Si parte con dati molto positivi: il 68% degli intervistati dice di essere molto soddisfatto del proprio lavoro, percentuale di gran lunga superiore alla media nazionale, dove solo la metà dei voti era compreso tra 8 e 10. Ai modenesi, complessivamente appagati dal loro impiego, viene chiesto quindi se quella che svolgono sia effettivamente la loro professione preferita e se la sceglierebbero per i propri figli e le risposte sono varie.

Si riscontra in questo caso una distribuzione omogenea, con preferenza di lavoro in proprio e alle dipendenze di una grande impresa o di un ente pubblico, quest’ultima riscontrata in particolare nelle donne, probabilmente per un’idea di maggiore stabilità.

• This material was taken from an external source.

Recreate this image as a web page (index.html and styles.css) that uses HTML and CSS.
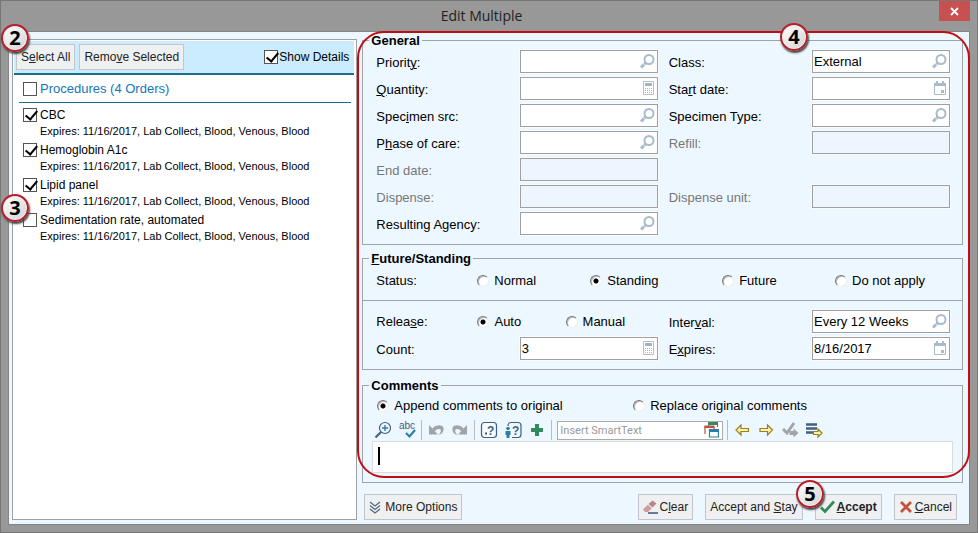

Differenti preferenze e differenti stipendi: siamo agli sgoccioli del 2018, ma la disparità di retribuzione uomo-donna viene ancora percepita notevolmente, seppure a Modena si riscontri in misura minore che nell’Italia nel suo complesso: secondo il 64% dei modenesi e il 75% degli italiani infatti, a parità di impiego, la retribuzione maschile supera quella femminile.

Preoccupante risulta la percezione della tutela dei lavoratori, che si vedono costretti a difendere da soli i propri interessi: un magro 6% si vede aiutato dallo stato, e un altrettanto scarso 16% dai sindacati, nei quali sembra riporre fiducia soltanto chi si ritrova in una collocazione politico ideale della sinistra e del centro sinistra. I lavoratori si sentono “abbandonati” e uno dei motivi principali è la precarietà, che viene vista come un impedimento a costruire una famiglia e di avere dei figli, derivante da leggi sul lavoro sbagliate che la hanno fatta diventare una moderna “forma di sfruttamento”.

Procedendo con l’intervista, le domande diventano sempre più dirette e personali. Alla domanda “Secondo Lei qual è oggi il principale significato del lavoro?” le risposte si alternano tra dignità, indipendenza, necessità e guadagno, questi ultimi percepiti maggiormente tra gli assunti con contratto a tempo determinato, casalinghe e disoccupati.

Chi ha più bisogno di denaro e chi di tempo libero: questo trade off caro agli economisti è stato analizzato, ed è risultato che i 40% dei cittadini vorrebbe aumentare il proprio reddito (soprattutto chi appartiene alla classe sociale media/medio-bassa), mentre il 58% desidererebbe maggiore tempo libero, inteso come ferie, riduzione dell’orario di lavoro, flessibilità e permessi.

Infine un breve sguardo al futuro: i modenesi vedono consapevolmente, nei prossimi tre anni, un incremento del lavoro online, continuando a prediligere come “parola d’ordine” la “professionalità”.